Steichen noted in his autobiography that the day he photographed Eleonora Duse was the 'most concentrated and exciting experience in portraiture.  In one day I had the job of photographing two great and completely contrasting personalities, J. Pierpont Morgan and Eleonora Duse, within less than an hour's time' (A Life in Photography, unpaginated).  After a challenging portrait sitting with Morgan, Steichen packed up his camera and headed to a Fifth Avenue hotel to photograph Duse.  Although Steichen thought that the sitting went well, Joanna Steichen noted that 'When he went to photograph the legendary actress Eleonora Duse,  . . . he was so captivated by her enchanting personality that his camera eye lost its objectivity, and the sitting had to be redone' (Steichen: A Legacy, p. 89).

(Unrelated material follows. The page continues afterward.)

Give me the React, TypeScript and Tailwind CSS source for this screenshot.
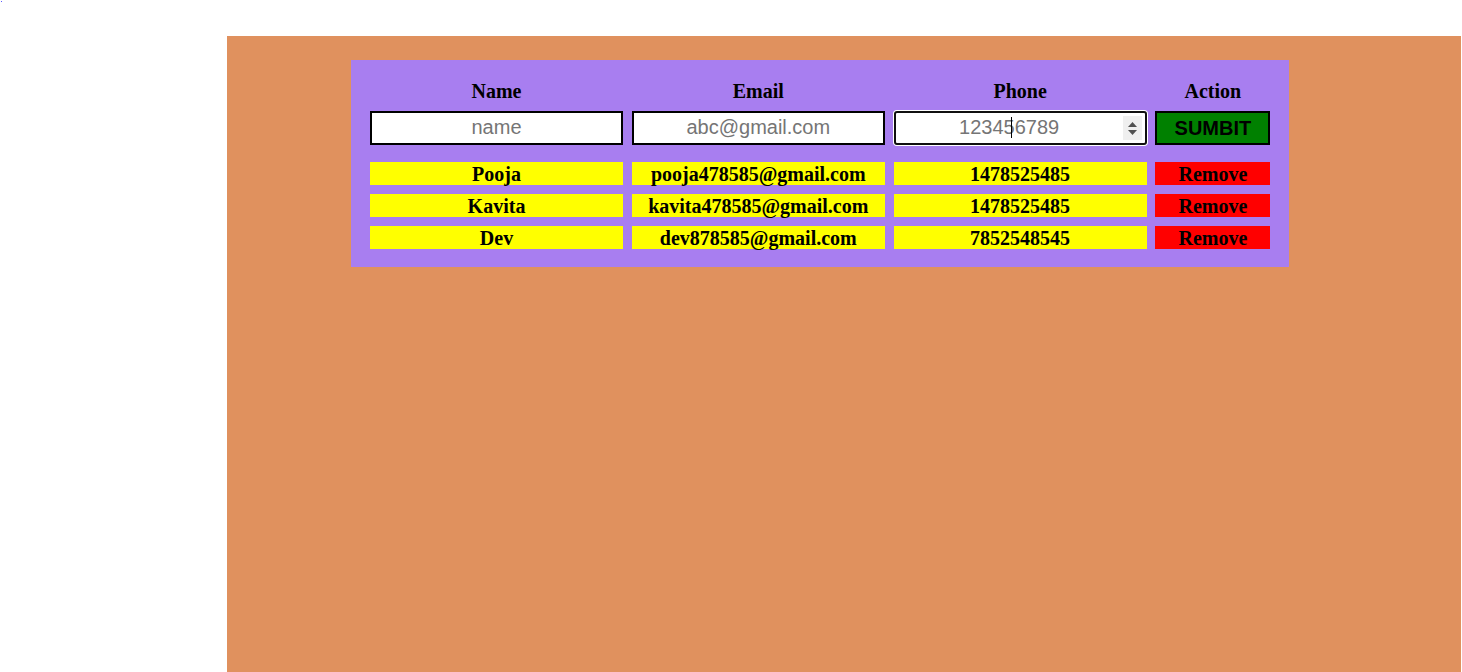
import React from 'react';

const rows = [
  { name: 'Pooja', email: 'pooja478585@gmail.com', phone: '1478525485' },
  { name: 'Kavita', email: 'kavita478585@gmail.com', phone: '1478525485' },
  { name: 'Dev', email: 'dev878585@gmail.com', phone: '7852548545' },
];

const serif = "font-['Liberation_Serif','Times_New_Roman',serif]";
const sans = "font-['Liberation_Sans',Arial,sans-serif]";

export default function App() {
  return (
    <div className="relative min-h-[672px] bg-white">
      {/* stray dot in the corner */}
      <div className="absolute left-[1px] top-[1px] h-px w-px bg-[#5a5aff]" />

      <div className="ml-[227px] mr-px pt-[36px]">
        <div className="h-[636px] bg-[#e0915e] pt-[24px] pl-[124px]">
          <div className="w-[938px] bg-[#a87ef0] px-[19px] pt-[19px] pb-[18px]">
            {/* head + form */}
            <div className="grid grid-cols-[253px_253px_253px_115px] gap-x-[8.8px] gap-y-[9px]">
              {['Name', 'Email', 'Phone', 'Action'].map((h) => (
                <div key={h} className={`${serif} h-[23px] pt-[2px] text-center text-[20px] font-bold leading-[21px] text-black`}>
                  {h}
                </div>
              ))}

              <input
                readOnly
                placeholder="name"
                className={`${sans} h-[34px] w-full border-2 border-black bg-white pb-px text-center text-[20px] outline-none placeholder:text-[#757575]`}
              />
              <input
                readOnly
                placeholder="abc@gmail.com"
                className={`${sans} h-[34px] w-full border-2 border-black bg-white pb-px text-center text-[20px] outline-none placeholder:text-[#757575]`}
              />
              <div className="relative h-[34px]">
                <input
                  readOnly
                  placeholder="123456789"
                  className={`${sans} h-[34px] w-full rounded-[3px] border-2 border-[#101010] bg-white pb-px pr-[22px] text-center text-[20px] outline-none ring-1 ring-white placeholder:text-[#757575]`}
                />
                {/* caret */}
                <div className="absolute left-[117px] top-[6px] h-[21px] w-px bg-black" />
                {/* number spinner */}
                <div className="absolute right-[5px] top-[5px] flex h-[24px] w-[19px] flex-col items-center justify-center gap-[3px] bg-[#efefef]">
                  <svg width="9" height="5" viewBox="0 0 9 5">
                    <path d="M4.5 0 L9 5 L0 5 Z" fill="#505050" />
                  </svg>
                  <svg width="9" height="5" viewBox="0 0 9 5">
                    <path d="M0 0 L9 0 L4.5 5 Z" fill="#505050" />
                  </svg>
                </div>
              </div>
              <button className={`${sans} h-[34px] w-full border-2 border-black bg-[#008000] pb-px text-[20px] font-bold text-black`}>
                SUMBIT
              </button>
            </div>

            {/* data rows */}
            <div className="mt-[17px] grid grid-cols-[253px_253px_253px_115px] gap-x-[8.8px] gap-y-[9px]">
              {rows.map((r) => (
                <React.Fragment key={r.email}>
                  <div className={`${serif} h-[23px] bg-[#ffff00] pt-[2px] text-center text-[20px] font-bold leading-[21px] text-black`}>
                    {r.name}
                  </div>
                  <div className={`${serif} h-[23px] bg-[#ffff00] pt-[2px] text-center text-[20px] font-bold leading-[21px] text-black`}>
                    {r.email}
                  </div>
                  <div className={`${serif} h-[23px] bg-[#ffff00] pt-[2px] text-center text-[20px] font-bold leading-[21px] text-black`}>
                    {r.phone}
                  </div>
                  <button className={`${serif} h-[23px] w-full bg-[#ff0000] pt-[2px] text-center text-[20px] font-bold leading-[21px] text-black`}>
                    Remove
                  </button>
                </React.Fragment>
              ))}
            </div>
          </div>
        </div>
      </div>
    </div>
  );
}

Steichen's photograph captures the emotive quality of the great Duse that so affected the audiences of her time.  Shunning make-up and stock theatrical gestures, the Italian thespian Eleonora Duse (1859 – 1924) preferred instead to 'become' her characters on a deeper, more intimate level.  She was referred to Steichen by Alfred Stieglitz, who had been overwhelmed by Duse's performance in Camille in 1893.  'Such a face and what hands!' he later recounted.  'As the woman began to speak, the tears rolled down my cheeks . . . Now the Italian woman gripped all of me.  Even when silent, she satisfied everything within me' (quoted in Dorothy Norman, Alfred Stieglitz: An American Seer, p. 37).  The impact of Duse's Camille stayed with Stieglitz for years.  Rather than alter in any way his memory of that perfect evening, he would not consent when she requested a portrait sitting, and suggested instead Edward Steichen.

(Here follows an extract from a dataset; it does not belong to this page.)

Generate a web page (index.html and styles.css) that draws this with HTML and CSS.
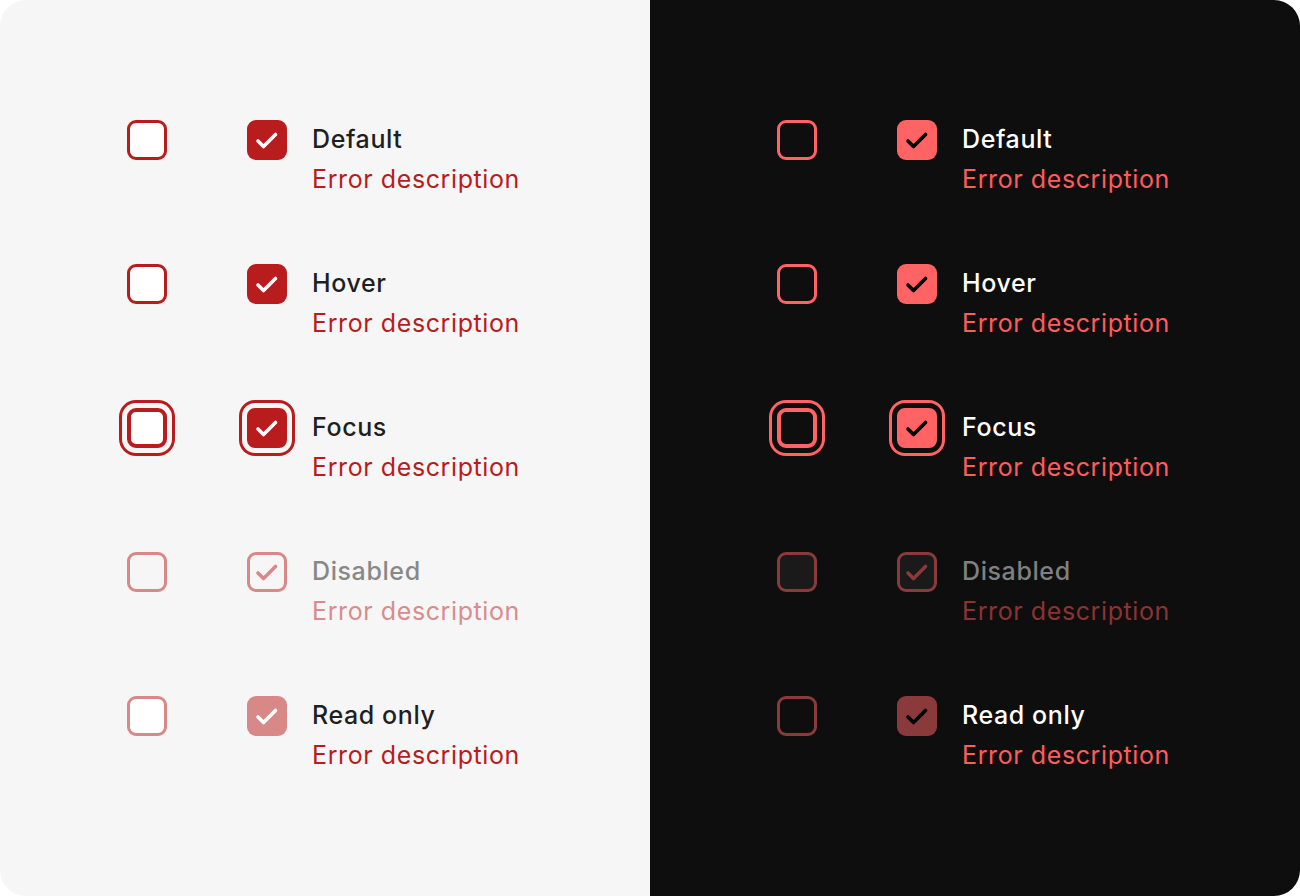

The print offered here was almost certainly used for exhibition, and was originally presented on what would have been a larger mount, traces of which remain on the reverse. The label which accompanies the present print gives Steichen's 293 Fifth Avenue address, where his studio was located for only a short period of time: from the spring of 1905 to the fall of 1906.  His studio at this address coincides with a major show of his photographs, his first, at The Little Galleries of the Photo-Secession, held in March of 1906.  The price of $50.00, marked on the label, is entirely consistent with Stieglitz's aggressive pricing of photographs at the time.   Another photograph believed to have been exhibited in this same show, The Pond—Moonlight, was priced at $75.00, and was purchased by the collector John Aspinwall in April of 2006.  Aspinwall's print of The Pond was sold in these rooms on 14 February 2006 (Sale 8165, Important Photographs from The Metropolitan Museum of Art, Including Works from the Gilman Paper Company Collection, Lot 6).

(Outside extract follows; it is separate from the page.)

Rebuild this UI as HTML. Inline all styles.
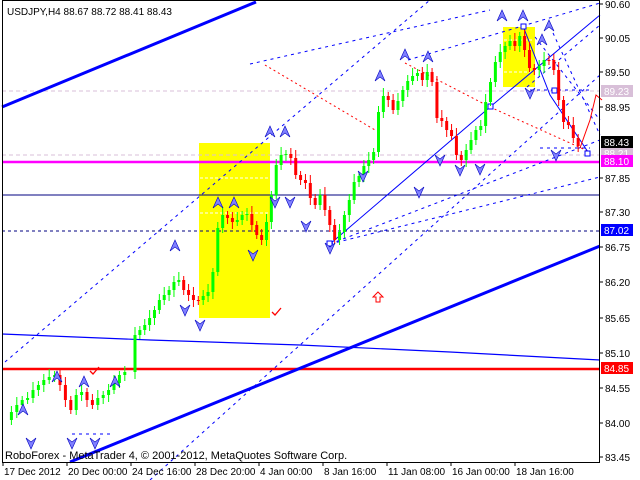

A photogravure of Steichen's Duse portrait was included in the special Steichen Supplement of Camera Work, published in the spring of 1906 to coincide with the Steichen exhibition.  At the time of this writing, only four other early prints of this image have been located, two in institutions: a pigment print in the collection of The Museum of Modern Art, New York; a platinum print in the collection of the George Eastman House; a platinum and gum print sold in these rooms on 9 October 1991 (Sale 6216, Lot 99), now in a private collection; and a carbon pigment print sold in these rooms on 27 April 2005 (Sale 8086, Lot 34), originally from the collection of the actress Eva LeGalliene. Characteristic of Steichen's work from this time, each is different in interpretation, tonality, and effect.